Figure 4 The Richard Wolf Yeung Endoscopic Spine System (YESS) Rhizotomy Set, consisting of cannulae, endoscope, bi-tip probe for tissue cutting, and RF probe for tissue ablation.

Notes: Reproduced from Yeung A, Gore S. Endoscopically guided foraminal and dorsal rhizotomy for chronic axial back pain based on cadaver and endoscopically visualized anatomic study. Int J Spine Surg. 2014;8:23.69 Copyright © 2014 ISASS - International Society for the Advancement of Spine Surgery. Creative Commons Attribution-Noncommercial 3.0 Unported License.

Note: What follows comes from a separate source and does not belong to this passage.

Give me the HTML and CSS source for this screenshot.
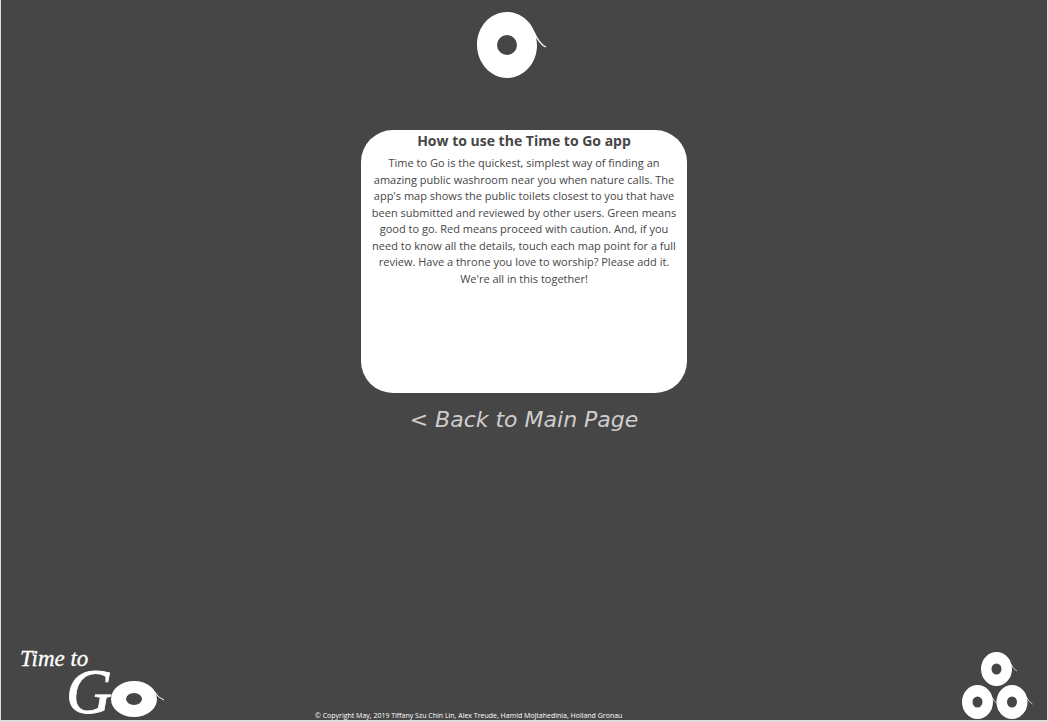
FILE: index.html
```html
<!DOCTYPE html>
<html lang="en">
<head>
<meta charset="utf-8">
<meta name="viewport" content="width=device-width, initial-scale=1">
<title>Time to Go</title>
<link rel="stylesheet" href="styles.css">
</head>
<body>
<header class="header">
  <svg class="roll" viewBox="0 0 72 68" aria-hidden="true">
    <path fill="#fff" fill-rule="evenodd" d="M31 1C47 1 61 15 61 34S47 67 31 67 1 52 1 34 14 1 31 1ZM31 24a10 10 0 1 0 0 20a10 10 0 1 0 0-20Z"/>
    <path fill="none" stroke="#fff" stroke-width="1.3" d="M58 21C61 28 65 34 70 36"/>
  </svg>
</header>
<main class="main">
  <section class="card">
    <h1 class="card-title">How to use the Time to Go app</h1>
    <p class="card-text">Time to Go is the quickest, simplest way of finding an amazing public washroom near you when nature calls. The app's map shows the public toilets closest to you that have been submitted and reviewed by other users. Green means good to go. Red means proceed with caution. And, if you need to know all the details, touch each map point for a full review. Have a throne you love to worship? Please add it. We're all in this together!</p>
  </section>
  <a class="back" href="#">&lt; Back to Main Page</a>
</main>
<footer class="footer">
  <svg class="logo" viewBox="0 0 148 74" role="img" aria-label="Time to Go">
    <text class="logo-time" x="2" y="20">Time to</text>
    <text class="logo-g" x="48" y="67">G</text>
    <path fill="#fff" fill-rule="evenodd" d="M116 35a23 18 0 1 0 0 36a23 18 0 1 0 0-36ZM116 47a8 6 0 1 1 0 12a8 6 0 1 1 0-12Z"/>
    <path fill="none" stroke="#fff" d="M137 46Q140 52 146 54"/>
  </svg>
  <p class="copyright">© Copyright May, 2019 Tiffany Szu Chin Lin, Alex Treude, Hamid Mojtahedinia, Holland Gronau</p>
  <svg class="stack" viewBox="0 0 72 68" aria-hidden="true">
    <defs>
      <g id="small-roll">
        <path fill="#fff" fill-rule="evenodd" d="M15.5 0a15.5 17 0 1 0 0 34a15.5 17 0 1 0 0-34ZM15.5 11.5a5 5.5 0 1 1 0 11a5 5.5 0 1 1 0-11Z"/>
        <path fill="none" stroke="#fff" stroke-width=".7" d="M30 12Q32 17 36 19"/>
      </g>
    </defs>
    <use href="#small-roll" x="19" y="0"/>
    <use href="#small-roll" x="0" y="33"/>
    <use href="#small-roll" x="34.5" y="33"/>
  </svg>
</footer>
</body>
</html>
```
FILE: styles.css
```css
* {
  box-sizing: border-box;
}

body {
  display: flex;
  flex-direction: column;
  min-height: 100vh;
  margin: 0;
  border: solid #dedcdc;
  border-width: 0 1px 2px;
  background: #464646;
  color: #464646;
  font-family: "Open Sans", "Noto Sans", sans-serif;
}

.header {
  display: flex;
  justify-content: center;
  padding: 11px 0 51px;
}

.roll {
  width: 72px;
  height: 68px;
  margin-right: 25px;
}

.main {
  display: flex;
  flex: 1;
  flex-direction: column;
  align-items: center;
}

.card {
  width: 326px;
  max-width: 100%;
  min-height: 263px;
  padding: 0 8px;
  border-radius: 32px;
  background: #fff;
  text-align: center;
}

.card-title {
  margin: 0;
  font-size: 14px;
  line-height: 22px;
}

.card-text {
  margin: 3px 0 0;
  font-size: 11px;
  line-height: 1.5;
}

.back {
  margin-top: 12px;
  color: #cfcdcd;
  font-family: "DejaVu Sans", sans-serif;
  font-size: 22px;
  font-style: italic;
  line-height: 30px;
  text-decoration: none;
}

.footer {
  display: flex;
  align-items: flex-end;
  padding: 0 13px 0 17px;
}

.logo {
  width: 148px;
  height: 74px;
  overflow: visible;
}

.logo-time,
.logo-g {
  fill: #fff;
  stroke: #fff;
  font-family: "Liberation Serif", serif;
  font-style: italic;
}

.logo-time {
  font-size: 23px;
  stroke-width: 0.3px;
}

.logo-g {
  font-size: 64px;
  stroke-width: 0.8px;
}

.copyright {
  margin: 0 auto 0 149px;
  color: #fff;
  font-size: 7px;
  line-height: 8px;
}

.stack {
  width: 72px;
  height: 68px;
}
```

Further innovation was produced by Ramirez Leon et al in 2016, who performed a 360-degree facet rhizolysis with a high-frequency RF energy source.70 The technique involves a 4-lesion radiofrequency cauterization of the edges of the facet joint capsule performed in a circular motion. The facet joint capsule was formerly identified as an alternative denervation target for lumbar facet joint pain by Iwatsuki et al in 2007, who performed laser rhizotomy of the capsule.71 Several variations on facet joint capsule denervation have since been published in the literature.72–75

Conclusion

The history of RFN has been a long and winding one. Having started with an eccentric ophthalmologist, followed by an iconoclastic urological surgeon influenced by the inventor of prolotherapy, the story moves to a most remarkable and productive neurosurgeon who teams with a medical device entrepreneur to produce what is recognizable today as the existing therapy. It was validated by an Australian anatomist and then significantly expanded by the enquiring mind of a Dutch anaesthesiologist. Along the way, it has survived the slings of poor practice reports and the arrows of poorly designed trials to remain one of the bedrock foundational techniques of interventional pain medicine. As we pass the first 100 years of the story, we believe there are more chapters to be written on this fascinating subject.

Acknowledgment

With thanks to Dr Richard Stuckey for additional historical information.

Disclosure

MR provides unpaid consulting for Abbott, Boston Scientific, Mainstay Medical, Medtronic, Nevro, Presidio Medical, Saluda and Stimwave, conducts sponsored research activities for Boston Scientific, Mainstay Medical, Medtronic, Nevro, Presidio Medical and Saluda, and is a stockholder in Freedom Neuro, Lungpacer, Precise Light Surgical and SPR Therapeutics. RW provides consulting for Abbott and reports patents US10716618B2 and US10736688B2 issued to Stratus Medical, LLC. CG provides consulting for Abbott, Iliad Lifesciences, Medtronic and Saluda, conducts research activities for Mainstay Medical and Sollis Therapeutics, reports personal fees from Medtronic, Abbott, Eli Lilly, Saluda, Persica Pharmaceuticals, Iliad Lifesciences, and Expert Witness, and research support paid directly to their institution by Mainstay Medical, outside the submitted work. MR, RW and CG declare no other potential conflicts of interest for this work and declare no consulting, payments received, or other conflicts of interest with any of the companies whose technologies are mentioned in this manuscript. DS has no conflicts of interest for this work to declare.